The benefit in using Racket is that Duncan can do everything in the same stack: he can experiment and find solutions in Racket. He can do his large-scale computations over the data in Racket. And he can build an interface in Racket. Paul can access to Duncan's work more quickly.
Gone are the data bunnies. Paul is working much more closely inside Data Mirkwood. By using Racket, Duncan has built an interface on top of the data and allowed Paul access to a much more sophisticate insight, and everyone's happy.
We use functional programming, especially Racket, on a day-to-day basis at my company. Our simulation and machine learning algorithms are running on it now. I'd be happy to answer any questions you may have about it.
The above talk is slightly incoherent, and doesn't do a good job delivering on it's promises. In particular, I could have done the following better:
- It doesn't explain how functional programming is useful for building these interactive models. I just state that it's better without evidence or examples. I could have talked more about our specific setup, and highlighted where judicious use of racket made our life easier. But maybe that's best left for another talk or blog post.

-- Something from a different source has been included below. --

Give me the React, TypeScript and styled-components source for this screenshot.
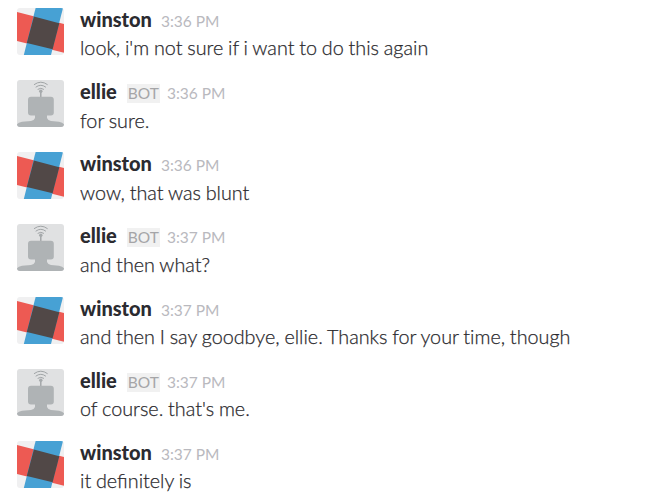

- Additionally, the audience of the talk (and the panel discussion afterwards) were very interested in the talent shortage problem that I alluded to. Another gentleman, Jean-Christophe Desplat, Director at ICHEC, spoke about a solution in his talk: hire a team of talented people who can work together. I fully agree. That might make a good talk/blog, too.
- Finally, I should have discussed the analogy between a "usable interface on the data" and a "business-domain-specific language for querying the data". That's really the core bit of the talk, and I barely mentioned it!